One of the most compelling aspects of this new study is that it is longitudinal, evaluating the same people over a long period of time. Indeed, its data source—the National Longitudinal Study of Adolescent Health—is one of the most impressive, thorough, and expensive survey research efforts still ongoing. This study is not the first to make use of the “Add Health” data to test the “no differences” thesis. But it’s the first to come to different conclusions, for several reasons. One of those is its longitudinal aspect. Some problems only emerge over time.

Professor Paul Sullins, the study’s author, found that during adolescence the children of same-sex parents reported marginally less depression than the children of opposite-sex parents. But by the time the survey was in its fourth wave—when the kids had become young adults between the ages of 24 and 32—their experiences had reversed. Indeed, dramatically so: over half of the young-adult children of same-sex parents report ongoing depression, a surge of 33 percentage points (from 18 to 51 percent of the total). Meanwhile, depression among the young-adult children of opposite-sex parents had declined from 22 percent of them down to just under 20 percent.

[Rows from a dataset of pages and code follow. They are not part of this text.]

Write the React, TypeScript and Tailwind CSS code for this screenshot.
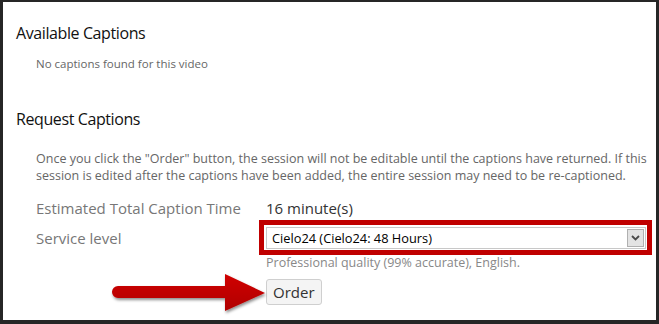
import React from "react";

const font = { fontFamily: '"Open Sans", "Noto Sans", sans-serif' };

function Arrow() {
  return (
    <svg
      className="absolute left-[104px] top-[268px]"
      width="164"
      height="52"
      viewBox="0 0 164 52"
    >
      <defs>
        <filter id="sh" x="-10%" y="-20%" width="130%" height="160%">
          <feDropShadow dx="1" dy="2" stdDeviation="1.5" floodColor="#000" floodOpacity="0.45" />
        </filter>
        <linearGradient id="g" x1="0" y1="0" x2="0" y2="1">
          <stop offset="0" stopColor="#d00000" />
          <stop offset="1" stopColor="#b00000" />
        </linearGradient>
      </defs>
      <g filter="url(#sh)">
        <path
          d="M11 16 L118 16 L118 4 L158 23 L118 41 L118 28 L11 28 A6 6 0 0 1 11 16 Z"
          fill="url(#g)"
        />
      </g>
    </svg>
  );
}

export default function App() {
  return (
    <div
      className="relative w-[659px] h-[324px] bg-white border-t-2 border-l-[3px] border-r-[3px] border-b-4 border-[#262626] overflow-hidden"
      style={font}
    >
      <div className="pl-[13px] pt-[19px]">
        <h2 className="text-[16px] leading-[24px] tracking-[-0.4px] text-[#111]">Available Captions</h2>
        <div className="pl-[20px] pt-[11px] text-[11.5px] leading-[16px] text-[#666]">
          No captions found for this video
        </div>
        <h2 className="pt-[35px] text-[16px] leading-[24px] tracking-[-0.4px] text-[#111]">Request Captions</h2>
        <p className="pl-[20px] pt-[19px] text-[12.5px] leading-[17px] text-[#666] whitespace-nowrap">
          Once you click the "Order" button, the session will not be editable until the captions have returned. If this
          <br />
          session is edited after the captions have been added, the entire session may need to be re-captioned.
        </p>
        <div className="pl-[20px] pt-[14px] grid grid-cols-[230px_1fr] text-[15px]">
          <div className="leading-[20px] text-[#777]">Estimated Total Caption Time</div>
          <div className="leading-[20px] text-[#333]">16 minute(s)</div>
          <div className="leading-[20px] text-[#777] pt-[10px]">Service level</div>
          <div className="pt-[2px]">
            <div className="-ml-[7px] w-[393px] border-[5px] border-[#c00000] pl-[2px] pt-[2px] pr-[1px] pb-[1px]">
              <div className="h-[22px] border border-[#c8c8c8] bg-white flex items-center justify-between pl-[5px] pr-[1px]">
                <span className="text-[12.8px] text-black leading-none">Cielo24 (Cielo24: 48 Hours)</span>
                <span className="w-[17px] h-[18px] bg-[#e3e3e3] border border-[#b0b0b0] flex items-center justify-center">
                  <svg width="9" height="6" viewBox="0 0 9 6">
                    <path d="M1 1 L4.5 4.5 L8 1" stroke="#4a4a4a" strokeWidth="1.8" fill="none" />
                  </svg>
                </span>
              </div>
            </div>
            <div className="text-[12.5px] leading-[16px] text-[#888]">
              Professional quality (99% accurate), English.
            </div>
            <button className="mt-[8px] h-[26px] px-[6px] text-[15px] leading-none text-[#333] bg-[#f4f4f4] border border-[#cfcfcf] rounded-[3px]" style={font}>
              Order
            </button>
          </div>
        </div>
      </div>
      <Arrow />
    </div>
  );
}
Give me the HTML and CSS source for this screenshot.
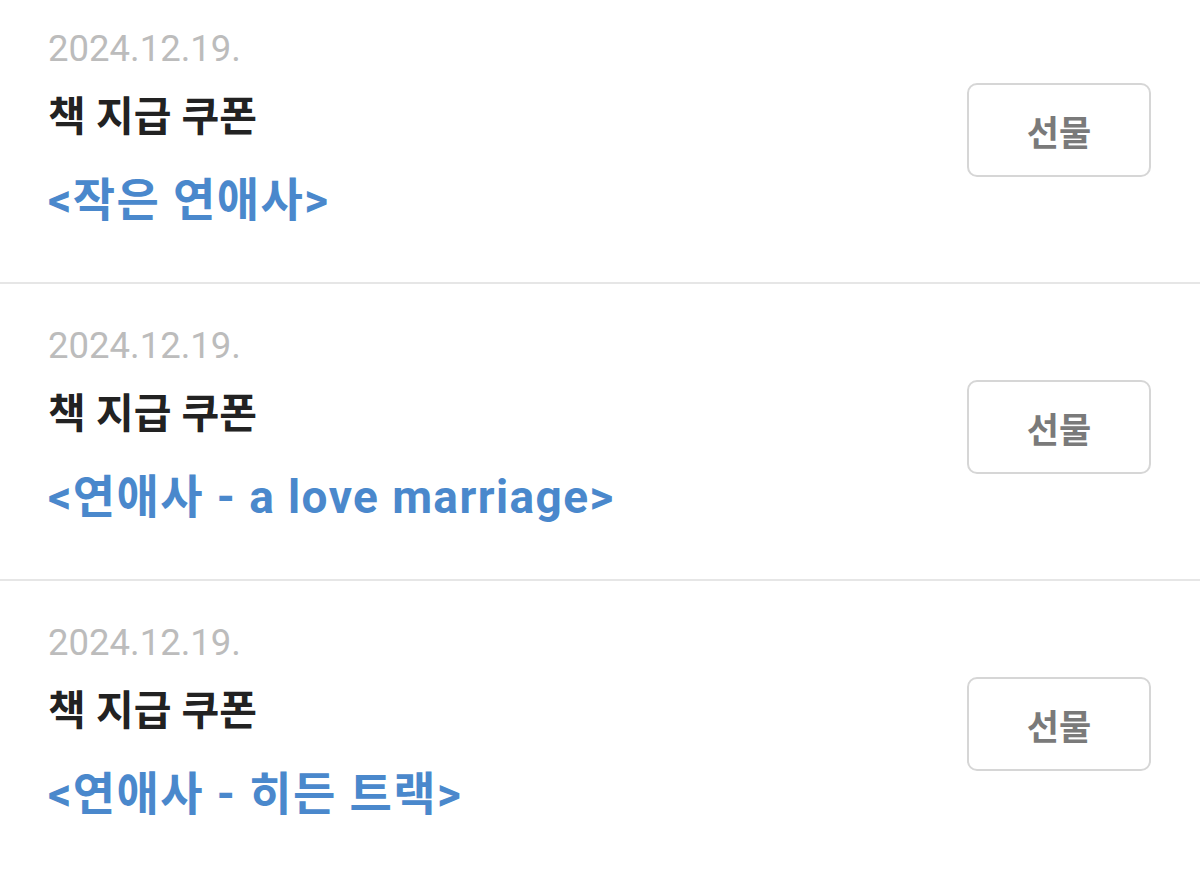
FILE: index.html
```html
<!DOCTYPE html>
<html lang="ko">
<head>
<meta charset="utf-8">
<link rel="stylesheet" href="styles.css">
</head>
<body>
<div class="list">
  <div class="row">
    <div class="info">
      <div class="date">2024.12.19.</div>
      <div class="title">책 지급 쿠폰</div>
      <div class="book">&lt;작은 연애사&gt;</div>
    </div>
    <button class="gift">선물</button>
  </div>
  <div class="row">
    <div class="info">
      <div class="date">2024.12.19.</div>
      <div class="title">책 지급 쿠폰</div>
      <div class="book">&lt;연애사 - a love marriage&gt;</div>
    </div>
    <button class="gift">선물</button>
  </div>
  <div class="row">
    <div class="info">
      <div class="date">2024.12.19.</div>
      <div class="title">책 지급 쿠폰</div>
      <div class="book">&lt;연애사 - 히든 트랙&gt;</div>
    </div>
    <button class="gift">선물</button>
  </div>
</div>
</body>
</html>
```

FILE: styles.css
```css
html, body {
  margin: 0;
  padding: 0;
  background: #ffffff;
  overflow: hidden;
}
body {
  width: 1200px;
  height: 870px;
  font-family: Roboto, "Noto Sans CJK KR", sans-serif;
}
.list {
  margin-top: -13px;
}
.row {
  display: flex;
  justify-content: space-between;
  align-items: flex-start;
  padding: 37px 49px 49px 48px;
  border-bottom: 2px solid #e6e6e6;
}
.info {
  display: flex;
  flex-direction: column;
}
.date {
  font-size: 36.5px;
  line-height: 50px;
  color: #bcbcbc;
}
.title {
  margin-top: 13px;
  font-size: 41px;
  line-height: 60px;
  font-weight: 700;
  color: #222222;
}
.book {
  margin-top: 20px;
  font-size: 46px;
  line-height: 66px;
  font-weight: 700;
  color: #4a88cc;
  letter-spacing: 1.4px;
}
.gift {
  margin-top: 59px;
  width: 184px;
  height: 94px;
  border: 2px solid #d6d6d6;
  border-radius: 10px;
  background: #ffffff;
  font-family: "Noto Sans CJK KR", sans-serif;
  font-size: 35px;
  font-weight: 700;
  color: #7a7a7a;
  padding: 0;
}
```
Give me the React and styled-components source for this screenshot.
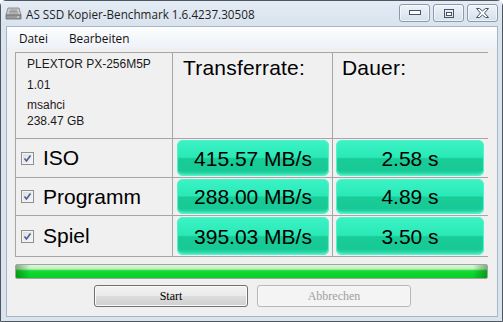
import React from 'react'
import styled, { createGlobalStyle } from 'styled-components'

const Global = createGlobalStyle`
  html, body { margin: 0; padding: 0; background: #fff; }
  body { width: 503px; height: 322px; overflow: hidden; }
`

const Window = styled.div`
  box-sizing: border-box;
  width: 503px;
  height: 322px;
  border: 1px solid #4f5660;
  border-radius: 6px 6px 0 0;
  background: #dae4ef;
  display: flex;
  flex-direction: column;
  font-family: 'Liberation Sans', Arial, sans-serif;
`

const TitleBar = styled.div`
  height: 24px;
  display: flex;
  align-items: center;
  padding: 0 4px 0 4px;
  background: linear-gradient(to bottom, #e4ecf5, #d9e3ee);
`

const Title = styled.span`
  margin-left: 4px;
  font-family: 'Open Sans', 'Noto Sans', sans-serif;
  font-size: 11.7px;
  color: #1e1e1e;
  flex: 1;
  padding-top: 1px;
`

const CaptionGroup = styled.div`
  display: flex;
  gap: 3px;
  align-self: flex-start;
  margin-top: 3px;
`

const CaptionButton = styled.div`
  box-sizing: border-box;
  width: 31px;
  height: 18px;
  border: 1px solid #8d9aaa;
  border-radius: 3px;
  background: linear-gradient(to bottom, #eef3f8, #d6e0ec);
  display: flex;
  align-items: center;
  justify-content: center;
  box-shadow: inset 0 0 0 1px rgba(255, 255, 255, 0.6);
`

const Client = styled.div`
  flex: 1;
  margin: 1px 4px 4px 5px;
  border: 1px solid #a9b5c3;
  background: #f0f0f0;
  display: flex;
  flex-direction: column;
`

const MenuBar = styled.div`
  height: 21px;
  display: flex;
  align-items: center;
  padding-left: 12px;
  gap: 21px;
  background: linear-gradient(to bottom, #fcfdfe, #eef2f7);
  font-family: 'Open Sans', 'Noto Sans', sans-serif;
  font-size: 11.8px;
  color: #111;
`

const Content = styled.div`
  flex: 1;
  display: flex;
  flex-direction: column;
  padding: 4px 9px 0 8px;
`

const Grid = styled.div`
  display: grid;
  grid-template-columns: 156px 159px 155px;
  grid-template-rows: 85px 38px 37px 40px;
  gap: 1px;
  padding: 1px;
  background: #a6a6a6;
`

const Cell = styled.div`
  background: #f0f0f0;
  display: flex;
  align-items: ${p => (p.$top ? 'flex-start' : 'center')};
  padding: ${p => p.$pad || '0'};
  box-sizing: border-box;
`

const InfoList = styled.div`
  display: flex;
  flex-direction: column;
  padding: 4px 0 0 11px;
  font-size: 12px;
  color: #1a1a1a;
  line-height: 14px;
  div { margin-bottom: 2.5px; }
  div:nth-child(1) { margin-bottom: 7px; }
  div:nth-child(2) { margin-bottom: 6px; }
  div:nth-child(3) { color: #2a1a1a; margin-bottom: 2px; }
`

const HeadLabel = styled.div`
  font-size: 21px;
  color: #000;
  padding: 3px 0 0 ${p => p.$left}px;
  letter-spacing: 0.2px;
`

const RowLabel = styled.label`
  display: flex;
  align-items: center;
  gap: 9px;
  padding-left: 5px;
  font-size: 21px;
  color: #000;
`

const Check = styled.span`
  box-sizing: border-box;
  width: 13px;
  height: 13px;
  border: 1px solid #8e8f8f;
  background: linear-gradient(135deg, #dcdcdc, #f8f8f8);
  display: flex;
  align-items: center;
  justify-content: center;
  box-shadow: inset 0 0 0 1px #f4f4f4;
`

const ValueBox = styled.div`
  flex: 1;
  align-self: stretch;
  border-radius: 6px;
  display: flex;
  align-items: center;
  justify-content: center;
  font-size: 21px;
  color: #000;
  padding-top: 1px;
  background: linear-gradient(to bottom, #3cf3c6 0%, #2ae9b6 48%, #18cc98 52%, #17c995 85%, #40e6bb 100%);
  box-shadow: inset 0 0 0 1px #52f1c9, inset 0 -1px 2px #7ff5d7;
`

const Progress = styled.div`
  margin-top: 7px;
  height: 15px;
  box-sizing: border-box;
  border: 1px solid #a4a4a4;
  border-radius: 2px;
  background:
    linear-gradient(to right, rgba(0, 70, 0, 0.4), rgba(0, 70, 0, 0) 3%, rgba(0, 70, 0, 0) 97%, rgba(0, 70, 0, 0.4)),
    linear-gradient(to bottom, #d6f8d6 0%, #bff3c0 30%, #15d833 45%, #04d025 100%);
`

const ButtonRow = styled.div`
  display: flex;
  justify-content: center;
  gap: 9px;
  margin-top: 6px;
  padding-left: 2px;
`

const Button = styled.button`
  width: 154px;
  height: 22px;
  border-radius: 3px;
  font-family: 'Liberation Serif', 'Times New Roman', serif;
  font-size: 12px;
  padding: 0;
  border: 1px solid ${p => (p.disabled ? '#b5b8bb' : '#707070')};
  color: ${p => (p.disabled ? '#a0a0a0' : '#000')};
  background: ${p =>
    p.disabled
      ? '#f4f4f4'
      : 'linear-gradient(to bottom, #f2f2f2 0%, #ebebeb 48%, #dddddd 52%, #cfcfcf 100%)'};
  box-shadow: inset 0 0 0 1px ${p => (p.disabled ? '#f7f7f7' : '#fbfbfb')};
`

const DriveIcon = () => (
  <svg width="17" height="15" viewBox="0 0 17 15">
    <path d="M3 2 L14 2 L16 9 L1 9 Z" fill="#c9c9c9" stroke="#7d7d7d" strokeWidth="0.8" />
    <path d="M1 9 L16 9 L16 13 L1 13 Z" fill="#9a9a9a" stroke="#6a6a6a" strokeWidth="0.8" />
    <path d="M5 4 L12 4 M4.5 5.5 L12.5 5.5 M4 7 L13 7" stroke="#8a8a8a" strokeWidth="0.8" />
    <rect x="12" y="10.5" width="2" height="1" fill="#e8e8e8" />
  </svg>
)

const CheckMark = () => (
  <svg width="9" height="9" viewBox="0 0 9 9">
    <path d="M1.5 4.5 L3.5 7 L7.5 1.5" fill="none" stroke="#4a5e9a" strokeWidth="1.6" />
  </svg>
)

const rows = [
  { name: 'ISO', rate: '415.57 MB/s', time: '2.58 s' },
  { name: 'Programm', rate: '288.00 MB/s', time: '4.89 s' },
  { name: 'Spiel', rate: '395.03 MB/s', time: '3.50 s' },
]

const App = () => {
  return (
    <>
      <Global />
      <Window>
        <TitleBar>
          <DriveIcon />
          <Title>AS SSD Kopier-Benchmark 1.6.4237.30508</Title>
          <CaptionGroup>
            <CaptionButton>
              <svg width="12" height="6" viewBox="0 0 12 6">
                <rect x="0.5" y="0.5" width="11" height="4" fill="#fff" stroke="#46546a" />
              </svg>
            </CaptionButton>
            <CaptionButton>
              <svg width="10" height="9" viewBox="0 0 10 9">
                <rect x="0.5" y="0.5" width="9" height="8" fill="none" stroke="#46546a" />
                <rect x="2.5" y="3.5" width="5" height="3" fill="#fff" stroke="#46546a" />
              </svg>
            </CaptionButton>
            <CaptionButton>
              <svg width="13" height="10" viewBox="0 0 13 10">
                <path
                  d="M0.5 0.5 H3.5 L6.5 3 L9.5 0.5 H12.5 L8.5 5 L12.5 9.5 H9.5 L6.5 7 L3.5 9.5 H0.5 L4.5 5 Z"
                  fill="#fff"
                  stroke="#46546a"
                  strokeWidth="1"
                />
              </svg>
            </CaptionButton>
          </CaptionGroup>
        </TitleBar>
        <Client>
          <MenuBar>
            <span>Datei</span>
            <span>Bearbeiten</span>
          </MenuBar>
          <Content>
            <Grid>
              <Cell $top>
                <InfoList>
                  <div>PLEXTOR PX-256M5P</div>
                  <div>1.01</div>
                  <div>msahci</div>
                  <div>238.47 GB</div>
                </InfoList>
              </Cell>
              <Cell $top>
                <HeadLabel $left={10}>Transferrate:</HeadLabel>
              </Cell>
              <Cell $top>
                <HeadLabel $left={9}>Dauer:</HeadLabel>
              </Cell>
              {rows.map(r => (
                <React.Fragment key={r.name}>
                  <Cell>
                    <RowLabel>
                      <Check>
                        <CheckMark />
                      </Check>
                      {r.name}
                    </RowLabel>
                  </Cell>
                  <Cell $pad="1px 3px 1px 4px">
                    <ValueBox>{r.rate}</ValueBox>
                  </Cell>
                  <Cell $pad="1px 4px 1px 3px">
                    <ValueBox>{r.time}</ValueBox>
                  </Cell>
                </React.Fragment>
              ))}
            </Grid>
            <Progress />
            <ButtonRow>
              <Button>Start</Button>
              <Button disabled>Abbrechen</Button>
            </ButtonRow>
          </Content>
        </Client>
      </Window>
    </>
  )
}

export default App
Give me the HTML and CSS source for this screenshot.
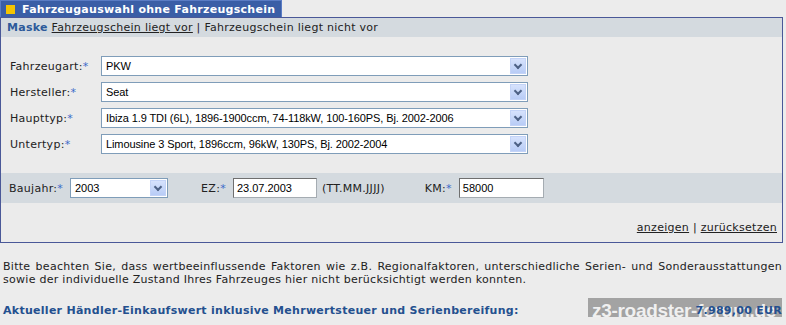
FILE: index.html
```html
<!DOCTYPE html>
<html lang="de">
<head>
<meta charset="UTF-8">
<title>Fahrzeugauswahl</title>
<link rel="stylesheet" href="styles.css">
</head>
<body>
  <div class="tab"><span class="tab-mark"></span>Fahrzeugauswahl ohne Fahrzeugschein</div>
  <div class="box">
    <div class="head">
      <b class="maske">Maske</b> <a href="#" class="link">Fahrzeugschein liegt vor</a> | Fahrzeugschein liegt nicht vor
    </div>

    <div class="fields">
      <div class="row">
        <span class="label">Fahrzeugart:<i class="req">*</i></span>
        <div class="select wide"><span class="val">PKW</span><span class="arrow"></span></div>
      </div>
      <div class="row">
        <span class="label">Hersteller:<i class="req">*</i></span>
        <div class="select wide"><span class="val">Seat</span><span class="arrow"></span></div>
      </div>
      <div class="row">
        <span class="label">Haupttyp:<i class="req">*</i></span>
        <div class="select wide"><span class="val">Ibiza 1.9 TDI (6L), 1896-1900ccm, 74-118kW, 100-160PS, Bj. 2002-2006</span><span class="arrow"></span></div>
      </div>
      <div class="row">
        <span class="label">Untertyp:<i class="req">*</i></span>
        <div class="select wide"><span class="val">Limousine 3 Sport, 1896ccm, 96kW, 130PS, Bj. 2002-2004</span><span class="arrow"></span></div>
      </div>
    </div>

    <div class="band">
      <span class="blabel">Baujahr:<i class="req">*</i></span>
      <div class="select small"><span class="val">2003</span><span class="arrow"></span></div>
      <span class="blabel ez">EZ:<i class="req">*</i></span>
      <div class="input ezin">23.07.2003</div>
      <span class="hint">(TT.MM.JJJJ)</span>
      <span class="blabel km">KM:<i class="req">*</i></span>
      <div class="input kmin">58000</div>
    </div>

    <div class="actions">
      <a href="#" class="link">anzeigen</a> | <a href="#" class="link">zurücksetzen</a>
    </div>
  </div>

  <p class="note">Bitte beachten Sie, dass wertbeeinflussende Faktoren wie z.B. Regionalfaktoren, unterschiedliche Serien- und Sonderausstattungen sowie der individuelle Zustand Ihres Fahrzeuges hier nicht berücksichtigt werden konnten.</p>

  <div class="result">
    <span>Aktueller Händler-Einkaufswert inklusive Mehrwertsteuer und Serienbereifung:</span>
    <span class="price">7.989,00 EUR</span>
    <div class="watermark">z3-roadster-forum.de</div>
  </div>
</body>
</html>
```

FILE: styles.css
```css
body {
  margin: 0;
  background: #ececec;
  font-family: "DejaVu Sans", Verdana, sans-serif;
  font-size: 11px;
  letter-spacing: 0.28px;
  color: #222;
}

.tab {
  display: inline-flex;
  align-items: center;
  height: 17px;
  padding: 0 6px 0 5px;
  background: #3a5ea6;
  border: 1px solid #5a7cc4;
  border-bottom: none;
  box-sizing: border-box;
  color: #fff;
  font-weight: bold;
}
.tab-mark {
  width: 9px;
  height: 9px;
  background: #f5c400;
  margin-right: 7px;
}

.box {
  border: 1px solid #4a5898;
  margin-right: 3px;
  background: #ebebeb;
}

.head {
  height: 19px;
  line-height: 19px;
  padding-left: 6px;
  background: #d4dadf;
}
.maske {
  color: #2d5a9a;
}
.link {
  color: #222;
  text-decoration: underline;
}

.fields {
  padding: 19px 0 0 9px;
  display: flex;
  flex-direction: column;
  gap: 6px;
}
.row {
  display: flex;
  align-items: center;
}
.label {
  width: 91px;
}
.req {
  font-style: normal;
  color: #3b6bc9;
}

.select {
  display: flex;
  align-items: center;
  height: 20px;
  box-sizing: border-box;
  border: 1px solid #7f9db9;
  background: #fff;
  font-family: "Liberation Sans", Arial, sans-serif;
  font-size: 11px;
  letter-spacing: -0.1px;
  color: #000;
}
.select .val {
  flex: 1;
  padding-left: 4px;
  white-space: nowrap;
  overflow: hidden;
}
.arrow {
  width: 16px;
  height: 16px;
  margin-right: 1px;
  background: linear-gradient(#d6e2fc, #b8ccf6);
  border: 1px solid #c3d3f7;
  box-sizing: border-box;
  position: relative;
}
.arrow::after {
  content: "";
  position: absolute;
  left: 4px;
  top: 3px;
  width: 4px;
  height: 4px;
  border-right: 2px solid #4d6185;
  border-bottom: 2px solid #4d6185;
  transform: rotate(45deg);
}
.wide {
  width: 427px;
}
.small {
  width: 98px;
}

.band {
  margin-top: 19px;
  height: 30px;
  background: #d4dadf;
  display: flex;
  align-items: center;
  padding-left: 8px;
}
.blabel {
  margin-right: 7px;
}
.ez {
  margin-left: 33px;
}
.km {
  margin-left: 40px;
}
.input {
  height: 20px;
  line-height: 18px;
  box-sizing: border-box;
  padding-left: 3px;
  background: #fff;
  border: 1px solid #a5acb2;
  border-top-color: #6f6f6f;
  border-left-color: #6f6f6f;
  font-family: "Liberation Sans", Arial, sans-serif;
  letter-spacing: 0;
  color: #000;
}
.ezin {
  width: 84px;
}
.kmin {
  width: 85px;
}
.hint {
  margin-left: 5px;
}

.actions {
  text-align: right;
  padding: 18px 5px 8px 0;
}

.note {
  margin: 17px 4px 0 3px;
  line-height: 13px;
  text-align: justify;
}

.result {
  position: relative;
  margin: 18px 4px 0 3px;
  display: flex;
  justify-content: space-between;
  font-weight: bold;
  color: #24508f;
}
.price {
  position: relative;
  z-index: 1;
}
.watermark {
  position: absolute;
  right: 0;
  top: -6px;
  width: 194px;
  height: 25px;
  line-height: 25px;
  padding-left: 4px;
  box-sizing: border-box;
  background: rgba(125, 125, 125, 0.65);
  color: rgba(255, 255, 255, 0.85);
  font-family: "Liberation Sans", Arial, sans-serif;
  font-size: 19px;
  font-weight: bold;
  letter-spacing: -0.3px;
  white-space: nowrap;
  overflow: hidden;
}
```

A few other findings are worth mentioning as well. Obesity surged among both groups, but the differences became significant over time, with 31 percent obesity among young-adult children of opposite-sex parents, well below the 72 percent of those from same-sex households. While fewer young-adult children of same-sex parents felt “distant from one or both parents” as young adults than they did as teens, the levels are still sky-high at 73 percent (down from 93 percent during adolescence). Feelings of distance among the young-adult children of opposite-sex parents actually increased, but they started at a lower level (from 36 percent in adolescence to 44 percent in young adulthood).

To be fair, life in mom-and-pop households is not simply harmonious bydefinition. It is, however, a recognition that it is not just stability that matters (though it most certainly does). It’s also about biology, love, sexual difference, and modeling.